Farmers create new protest site at Gangaicha border, intensify struggle

Farmer leaders claim that the united front will help bridge former disagreements and work to protect India’s natural resources.

Image Courtesy:daijiworld.com

As peoples’ anger against the central governments’ refusal to repeal the Acts is gaining strength, another protest site has opened up in Gangaicha border in Rewari, said farmers organisations in a press release on January 8, 2021.

While protests in Manesar, Haryana gain strength, All India Kisan Sangharsh Coordination Committee (AIKSCC) Working Group members reiterate their call for widespread mobilisation on January 13, January 18, January 23 and January 26.

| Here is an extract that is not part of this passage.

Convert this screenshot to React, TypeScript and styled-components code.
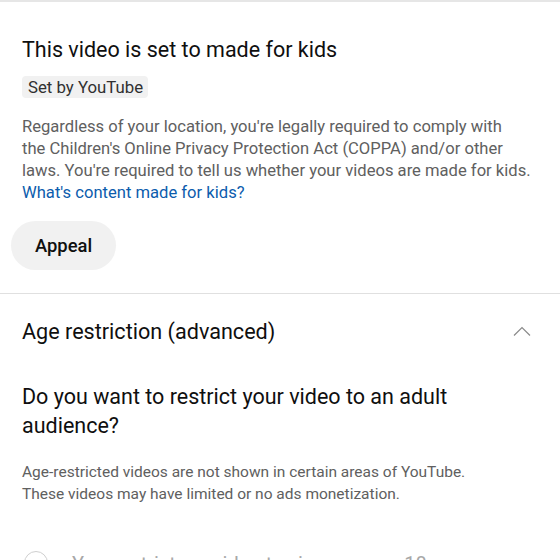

“The fight to repeal the three farm Acts is very much a fight to protect the environment, river and forest resources and save the seed sovereignty of India. These will be further jeopardized once corporates and MNC control agriculture markets and farm processes and gain control due to implementation of these Acts,” said All India Kisan Mazdoor Sabha (AIKMS) General Secretary Dr. Ashish Mittal.

Members said that the success of this movement will have several gains for the country, particularly saving the food security as corporate interests lie not with providing food to the hungry but in utilizing agriculture for profits.

Illustrating their point, farmers talked about how the Modi-government decided to free up supply of wheat, rice, jowar, bajra, barley and others for conversion into alcohol to be mixed in fuel.

“The poor man’s food will serve as a rich man’s fuel,” they said.

Farmer leaders said that the movement created an atmosphere of peoples’ unity and communal harmony despite the threat from Active Communal forces. They said protesters imbibed the teachings of the Gurudwara Service Culture that call for sacrifice and deep consideration for the neighbour and for those in misery and struggle.

“It is contrary to Corporate Culture of looking after one’s own interest,” they said.

The Working Group asserted its belief that the sense of unity amongst farming people will end attempts to sow regional dissensions over water disputes and will create an atmosphere where water resources are salvaged from corporate loot to use for farming and peoples’ development. The transfer of Narmada water and other big dam reservoir water are examples of such inter-state water disputes.